When evaluating soil temperature simulations, particularly in challenging regions like the Qinghai-Xizang Plateau, researchers have found that CLM4.5 driven by CRUNCEP V7 data can accurately reproduce observed soil temperature dynamics across most sites 3 .
For scientists looking to modify soil depth representations in newer model versions, CLM5 offers additional flexibility through options like soil_layerstruct_userdefined, which allows researchers to specify custom soil layer configurations via namelist parameters rather than recoding 2 .
This represents an evolution in the model's architecture, making it more accessible for researchers to test different soil configurations without deep programming expertise.
The implementation of variable soil thickness in CLM4.5 represents more than just a technical model improvement—it signifies an important shift toward embracing Earth's full complexity in our climate projections.
By acknowledging the fundamental variation in our planet's skin depth, scientists have taken a significant step toward more reliable predictions of water availability, ecosystem functioning, and climate feedbacks.
This advancement echoes a broader trend in land surface modeling toward greater physical realism. As one evaluation noted, CLM has evolved through successive versions to show "better agreement with observed ecosystem responses" to environmental changes .
The variable soil thickness implementation contributes to this progression by providing a more realistic foundation for simulating how water and energy move between the deep earth and the atmosphere.
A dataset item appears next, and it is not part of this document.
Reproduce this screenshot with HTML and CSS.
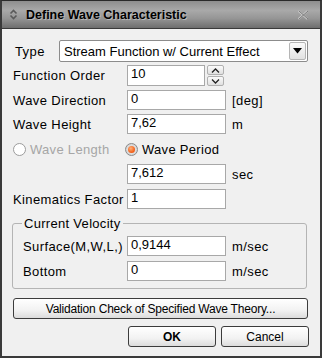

As climate change intensifies the water cycle and alters temperature patterns, understanding the nuanced interactions between soil depth, water storage, and heat transfer becomes increasingly critical. The addition of variable soil thickness to the climate modeler's toolkit ensures we're not just skating on the surface of these challenges, but digging deep for solutions that account for the full dimension of the landscapes beneath our feet.